The influence about different numbers of hidden layers on the adjusted rand index scores of AAE, the numbers of hidden layers is set as \(\left \{ 20, 40, 60, {\cdots } ,200 \right \}\)

Fig. 10
figure 10

The influence about different numbers of hidden layers on the normalized mutual information scores of AAE, the numbers of hidden layers is set as \(\left \{ 20, 40, 60, {\cdots } ,200 \right \}\)

5 Conclusion and further discussion

An unsupervised adversarial auto-encoder was applied to learning a discriminative feature representation for image data in this paper, and the learned feature was evaluated by K-means clustering. Extensive experiments showed that adversarial auto-encoder obtained a competitive performance in image clustering. The discriminative feature learned by it could well represent the original feature after appropriate iterations. Compared to other feature representation methods, the added discriminative process led the adversarial auto-encoder to be more robust.
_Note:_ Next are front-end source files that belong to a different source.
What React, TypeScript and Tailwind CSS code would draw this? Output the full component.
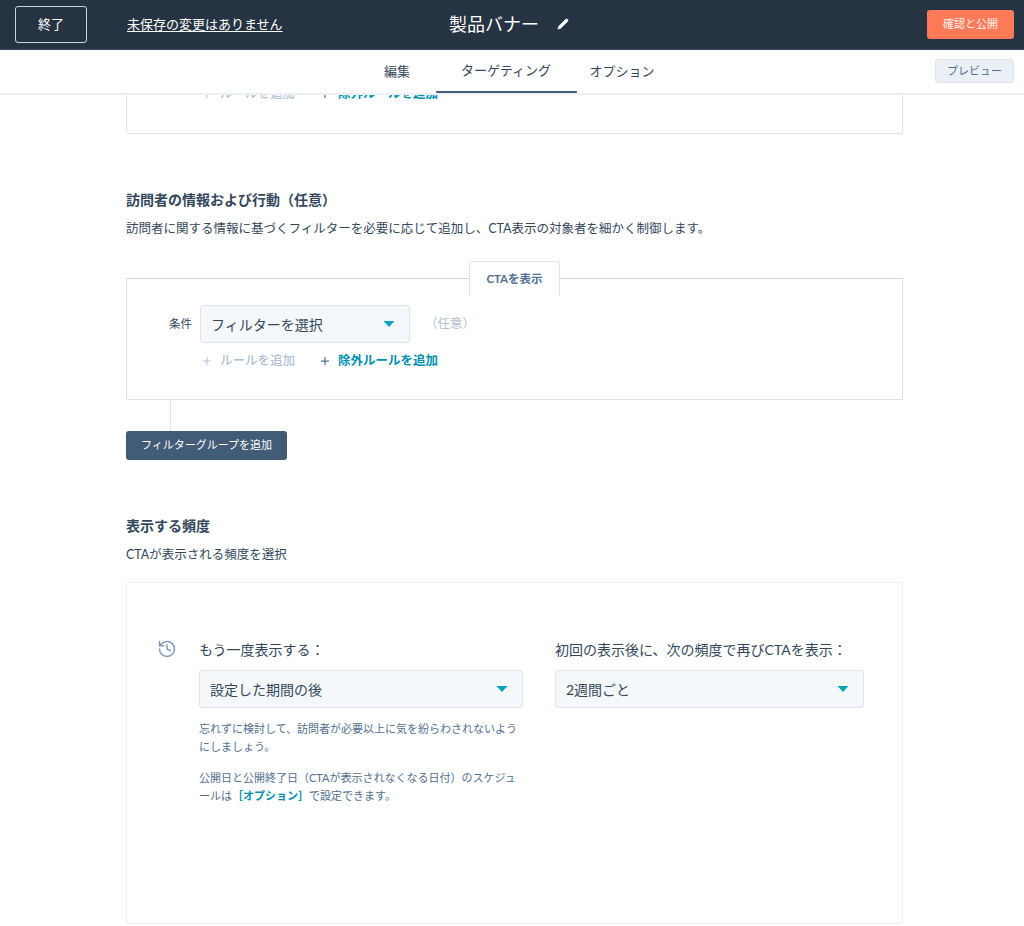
import React from 'react';
import { Pencil, Plus, History } from 'lucide-react';

const font = 'font-[Lato,"Noto_Sans_CJK_JP",sans-serif]';

const Caret = () => (
  <svg width="12" height="6" viewBox="0 0 12 6" className="shrink-0">
    <path d="M0.5 0 H11.5 L6 6 Z" fill="#00a4bd" />
  </svg>
);

const Select: React.FC<{ label: string; className?: string }> = ({ label, className = '' }) => (
  <div
    className={`flex h-[38px] items-center justify-between rounded-[3px] border border-[#dfe3eb] bg-[#f5f8fa] pl-[10px] pr-[14px] text-[14px] text-[#33475b] ${className}`}
  >
    <span>{label}</span>
    <Caret />
  </div>
);

const RuleLinks = () => (
  <div className="flex items-center gap-[24px] pl-[74px] text-[12.5px] font-medium">
    <span className="flex items-center gap-[7px] text-[#b0c1d4]">
      <Plus size={12} strokeWidth={2} />
      ルールを追加
    </span>
    <span className="flex items-center gap-[7px] font-bold text-[#0091ae]">
      <Plus size={12} strokeWidth={2.5} className="text-[#516f90]" />
      除外ルールを追加
    </span>
  </div>
);

export default function App() {
  return (
    <div className={`h-[926px] w-[1024px] overflow-hidden bg-white ${font} text-[#33475b]`}>
      <header className="relative z-10 flex h-[50px] items-center justify-between border-b border-[#3d4f61] bg-[#253342] pl-[15px] pr-[10px] text-white">
        <div className="flex items-center">
          <button className="flex h-[37px] w-[72px] items-center justify-center rounded-[3px] border border-[#cbd6e2] text-[13px]">
            終了
          </button>
          <span className="ml-[40px] text-[13px] underline underline-offset-2">未保存の変更はありません</span>
        </div>
        <div className="absolute left-[449px] top-[11px] flex items-center gap-[18px] text-[18px] leading-[26px]">
          製品バナー
          <Pencil size={12} fill="white" strokeWidth={1.5} />
        </div>
        <button className="flex h-[29px] w-[87px] items-center justify-center rounded-[3px] bg-[#ff7a59] text-[11px] text-[#fff1ec]">
          確認と公開
        </button>
      </header>

      <nav className="relative z-10 flex h-[45px] items-center justify-center border-b-2 border-[#eaf0f6] bg-white text-[13px]">
        <div className="ml-[2px] flex h-full items-stretch">
          <span className="flex w-[77px] items-center justify-center">編集</span>
          <span className="flex w-[141px] items-center justify-center rounded-b-[1px] border-b-2 border-[#425b76]">
            ターゲティング
          </span>
          <span className="flex w-[91px] items-center justify-center">オプション</span>
        </div>
        <button className="absolute right-[10px] top-[9px] flex h-[24px] w-[79px] items-center justify-center rounded-[3px] border border-[#dfe3eb] bg-[#eaf0f6] text-[11px] text-[#506e91]">
          プレビュー
        </button>
      </nav>

      <main className="px-[126px]">
        <div className="mt-[-10px] w-[777px]">
          <section className="h-[49px] rounded-b-[2px] border border-t-0 border-[#dfe3eb] pt-[0px]">
            <RuleLinks />
          </section>

          <h2 className="mt-[56px] text-[14px] font-bold leading-[20px]">訪問者の情報および行動（任意）</h2>
          <p className="mt-[9px] text-[12.5px] leading-[20px]">
            訪問者に関する情報に基づくフィルターを必要に応じて追加し、CTA表示の対象者を細かく制御します。
          </p>

          <div className="relative mt-[39px] h-[122px] border border-[#cbd6e2] border-b-[#dfe3eb] border-x-[#dfe3eb]">
            <span className="absolute left-[342px] top-[-18px] flex h-[35px] w-[91px] items-center justify-center rounded-t-[3px] border border-b-0 border-[#dfe3eb] bg-white text-[11.5px] font-bold text-[#516f90]">
              CTAを表示
            </span>
            <div className="flex items-center pt-[26px]">
              <span className="w-[65px] text-right text-[11.5px]">条件</span>
              <Select label="フィルターを選択" className="ml-[8px] w-[210px]" />
              <span className="ml-[15px] text-[12.5px] text-[#b0c1d4]">（任意）</span>
            </div>
            <div className="mt-[9px]">
              <RuleLinks />
            </div>
          </div>

          <div className="ml-[44px] h-[31px] w-px bg-[#dfe3eb]" />
          <button className="flex h-[29px] w-[161px] items-center justify-center rounded-[3px] bg-[#425b76] text-[11px] text-white">
            フィルターグループを追加
          </button>

          <h2 className="mt-[56px] text-[14px] font-bold leading-[20px]">表示する頻度</h2>
          <p className="mt-[9px] text-[12.5px] leading-[20px]">CTAが表示される頻度を選択</p>

          <section className="mt-[17px] flex h-[342px] rounded-[3px] border border-[#eaf0f6] pl-[30px] pt-[57px]">
            <History size={20} strokeWidth={1.75} className="mt-[-1px] text-[#7c98b6]" />
            <div className="ml-[22px] w-[324px]">
              <p className="text-[14px] leading-[20px]">もう一度表示する：</p>
              <Select label="設定した期間の後" className="mt-[10px]" />
              <p className="mt-[12px] text-[11px] leading-[18px] text-[#516f90]">
                忘れずに検討して、訪問者が必要以上に気を紛らわされないようにしましょう。
              </p>
              <p className="mt-[13px] text-[11px] leading-[18px] text-[#516f90]">
                公開日と公開終了日（CTAが表示されなくなる日付）のスケジュールは
                <span className="font-bold text-[#0091ae]">［オプション］</span>で設定できます。
              </p>
            </div>
            <div className="ml-[32px] w-[309px]">
              <p className="whitespace-nowrap text-[14px] leading-[20px]">初回の表示後に、次の頻度で再びCTAを表示：</p>
              <Select label="2週間ごと" className="mt-[10px]" />
            </div>
          </section>
        </div>
      </main>
    </div>
  );
}
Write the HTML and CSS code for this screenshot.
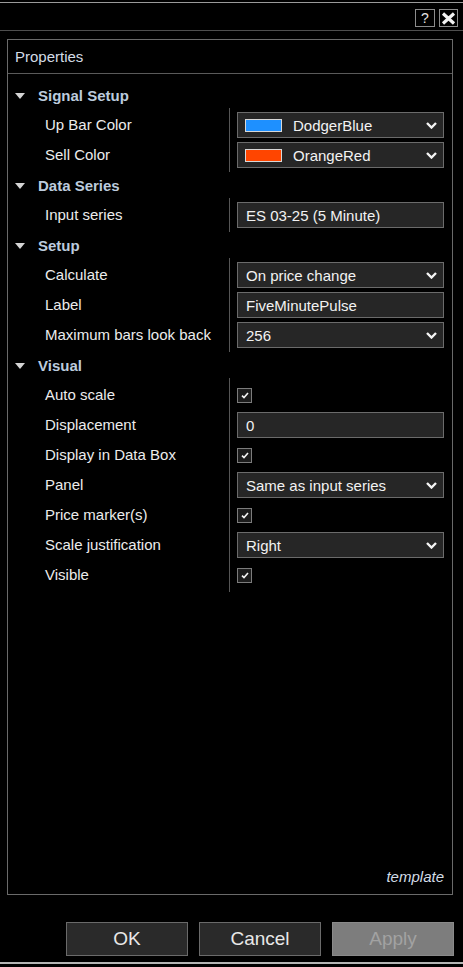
FILE: index.html
```html
<!DOCTYPE html>
<html>
<head>
<meta charset="utf-8">
<link rel="stylesheet" href="styles.css">
</head>
<body>
<div class="window">
  <div class="titlebar">
    <div class="tbtn help">?</div>
    <div class="tbtn close"><svg width="15" height="13" viewBox="0 0 15 13"><path d="M2 1.5 L13 11.5 M13 1.5 L2 11.5" stroke="#f2f2f2" stroke-width="3.2" stroke-linecap="butt"/></svg></div>
  </div>
  <div class="panel">
    <div class="panel-header">Properties</div>
    <div class="panel-body">
      <section class="group">
        <div class="group-head"><span class="caret"></span>Signal Setup</div>
        <div class="props">
          <div class="labels">
            <div class="label">Up Bar Color</div>
            <div class="label">Sell Color</div>
          </div>
          <div class="values">
            <div class="cell"><div class="field select swatched"><span class="swatch blue"></span><span class="text">DodgerBlue</span><svg class="chev" width="11" height="7" viewBox="0 0 11 7"><path d="M1 1 L5.5 5.5 L10 1" fill="none" stroke="#f4f4f4" stroke-width="2.4"/></svg></div></div>
            <div class="cell"><div class="field select swatched"><span class="swatch red"></span><span class="text">OrangeRed</span><svg class="chev" width="11" height="7" viewBox="0 0 11 7"><path d="M1 1 L5.5 5.5 L10 1" fill="none" stroke="#f4f4f4" stroke-width="2.4"/></svg></div></div>
          </div>
        </div>
      </section>
      <section class="group">
        <div class="group-head"><span class="caret"></span>Data Series</div>
        <div class="props">
          <div class="labels">
            <div class="label">Input series</div>
          </div>
          <div class="values">
            <div class="cell"><div class="field"><span class="text">ES 03-25 (5 Minute)</span></div></div>
          </div>
        </div>
      </section>
      <section class="group">
        <div class="group-head"><span class="caret"></span>Setup</div>
        <div class="props">
          <div class="labels">
            <div class="label">Calculate</div>
            <div class="label">Label</div>
            <div class="label">Maximum bars look back</div>
          </div>
          <div class="values">
            <div class="cell"><div class="field select"><span class="text">On price change</span><svg class="chev" width="11" height="7" viewBox="0 0 11 7"><path d="M1 1 L5.5 5.5 L10 1" fill="none" stroke="#f4f4f4" stroke-width="2.4"/></svg></div></div>
            <div class="cell"><div class="field"><span class="text">FiveMinutePulse</span></div></div>
            <div class="cell"><div class="field select"><span class="text">256</span><svg class="chev" width="11" height="7" viewBox="0 0 11 7"><path d="M1 1 L5.5 5.5 L10 1" fill="none" stroke="#f4f4f4" stroke-width="2.4"/></svg></div></div>
          </div>
        </div>
      </section>
      <section class="group">
        <div class="group-head"><span class="caret"></span>Visual</div>
        <div class="props">
          <div class="labels">
            <div class="label">Auto scale</div>
            <div class="label">Displacement</div>
            <div class="label">Display in Data Box</div>
            <div class="label">Panel</div>
            <div class="label">Price marker(s)</div>
            <div class="label">Scale justification</div>
            <div class="label">Visible</div>
          </div>
          <div class="values">
            <div class="cell"><span class="check"><svg width="8" height="7" viewBox="0 0 8 7"><path d="M1 3.6 L3 5.6 L7 1" fill="none" stroke="#f4f4f4" stroke-width="1.6"/></svg></span></div>
            <div class="cell"><div class="field"><span class="text">0</span></div></div>
            <div class="cell"><span class="check"><svg width="8" height="7" viewBox="0 0 8 7"><path d="M1 3.6 L3 5.6 L7 1" fill="none" stroke="#f4f4f4" stroke-width="1.6"/></svg></span></div>
            <div class="cell"><div class="field select"><span class="text">Same as input series</span><svg class="chev" width="11" height="7" viewBox="0 0 11 7"><path d="M1 1 L5.5 5.5 L10 1" fill="none" stroke="#f4f4f4" stroke-width="2.4"/></svg></div></div>
            <div class="cell"><span class="check"><svg width="8" height="7" viewBox="0 0 8 7"><path d="M1 3.6 L3 5.6 L7 1" fill="none" stroke="#f4f4f4" stroke-width="1.6"/></svg></span></div>
            <div class="cell"><div class="field select"><span class="text">Right</span><svg class="chev" width="11" height="7" viewBox="0 0 11 7"><path d="M1 1 L5.5 5.5 L10 1" fill="none" stroke="#f4f4f4" stroke-width="2.4"/></svg></div></div>
            <div class="cell"><span class="check"><svg width="8" height="7" viewBox="0 0 8 7"><path d="M1 3.6 L3 5.6 L7 1" fill="none" stroke="#f4f4f4" stroke-width="1.6"/></svg></span></div>
          </div>
        </div>
      </section>
      <div class="template">template</div>
    </div>
  </div>
  <div class="buttons">
    <div class="btn">OK</div>
    <div class="btn">Cancel</div>
    <div class="btn disabled">Apply</div>
  </div>
  <div class="bottomline"></div>
</div>
</body>
</html>
```

FILE: styles.css
```css
* { box-sizing: border-box; }
html, body { margin: 0; padding: 0; background: #000; }
body {
  font-family: "Liberation Sans", Arial, sans-serif;
  font-size: 15px;
  color: #ececec;
}
.window {
  width: 463px;
  height: 967px;
  display: flex;
  flex-direction: column;
  padding-top: 2px;
}
.titlebar {
  border-top: 1px solid #9a9a9a;
  border-bottom: 1px solid #4e4e4e;
  height: 29px;
  display: flex;
  justify-content: flex-end;
  align-items: flex-start;
  gap: 4px;
  padding: 6px 5px 0 0;
}
.tbtn {
  width: 20px;
  height: 18px;
  border: 1px solid #8c8c8c;
  display: flex;
  align-items: center;
  justify-content: center;
}
.help {
  color: #e4e4e4;
  font-size: 14px;
  line-height: 1;
}
.close { width: 19px; }
.panel {
  margin: 8px 10px 0 7px;
  height: 856px;
  border: 1px solid #6a6a6a;
  display: flex;
  flex-direction: column;
}
.panel-header {
  height: 34px;
  border-bottom: 1px solid #5a5a5a;
  display: flex;
  align-items: center;
  padding-left: 7px;
  color: #d3dce6;
}
.panel-body {
  flex: 1;
  display: flex;
  flex-direction: column;
  padding-top: 6px;
}
.group-head {
  height: 30px;
  display: flex;
  align-items: center;
  padding-left: 7px;
  font-weight: bold;
  color: #bccbdd;
}
.caret {
  width: 0;
  height: 0;
  border-left: 5px solid transparent;
  border-right: 5px solid transparent;
  border-top: 6px solid #d4d4d4;
  margin-right: 13px;
  margin-top: 1px;
}
.props {
  display: flex;
}
.labels {
  width: 221px;
}
.label {
  height: 30px;
  line-height: 30px;
  padding-left: 37px;
  color: #ececec;
  white-space: nowrap;
}
.values {
  flex: 1;
  border-left: 1px solid #565656;
  padding: 2px 8px 2px 7px;
  margin: -2px 0;
}
.cell {
  height: 30px;
  display: flex;
  align-items: center;
}
.field {
  width: 100%;
  height: 26px;
  border: 1px solid #6b6b6b;
  background: #262626;
  display: flex;
  align-items: center;
  padding: 0 6px 0 8px;
  color: #f2f2f2;
  white-space: nowrap;
}
.field.swatched { padding-left: 7px; }
.swatch {
  width: 37px;
  height: 13px;
  border: 1px solid #d8d8d8;
  margin-right: 11px;
  flex: none;
}
.swatch.blue { background: #1e90ff; }
.swatch.red { background: #ff4500; }
.chev {
  margin-left: auto;
  flex: none;
}
.check {
  width: 15px;
  height: 15px;
  border: 1px solid #7c7c7c;
  background: #1c1c1c;
  display: flex;
  align-items: center;
  justify-content: center;
}
.template {
  margin-top: auto;
  text-align: right;
  font-style: italic;
  color: #d3dce6;
  line-height: 17px;
  padding: 0 8px 9px 0;
}
.buttons {
  display: flex;
  justify-content: flex-end;
  gap: 11px;
  padding-right: 9px;
  margin-top: 27px;
}
.btn {
  width: 122px;
  height: 34px;
  border: 1px solid #6a6a6a;
  background: #2a2a2a;
  color: #e8e8e8;
  font-size: 19px;
  display: flex;
  align-items: center;
  justify-content: center;
}
.btn.disabled {
  background: #7d7d7d;
  border-color: #8a8a8a;
  color: #a2a2a2;
}
.bottomline {
  margin-top: 6px;
  height: 2px;
  background: #b4b4b4;
}
```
However, when the categories increase, the clustering performance may suffer from a bottleneck without any guidance of label information. Thus in further work, we will focus on how to add weakly label information during the feature learning process, to break through this bottleneck. Besides, we will also put more emphasis on the network structure improvement about adversarial auto-encoder which may further enhance the network performance.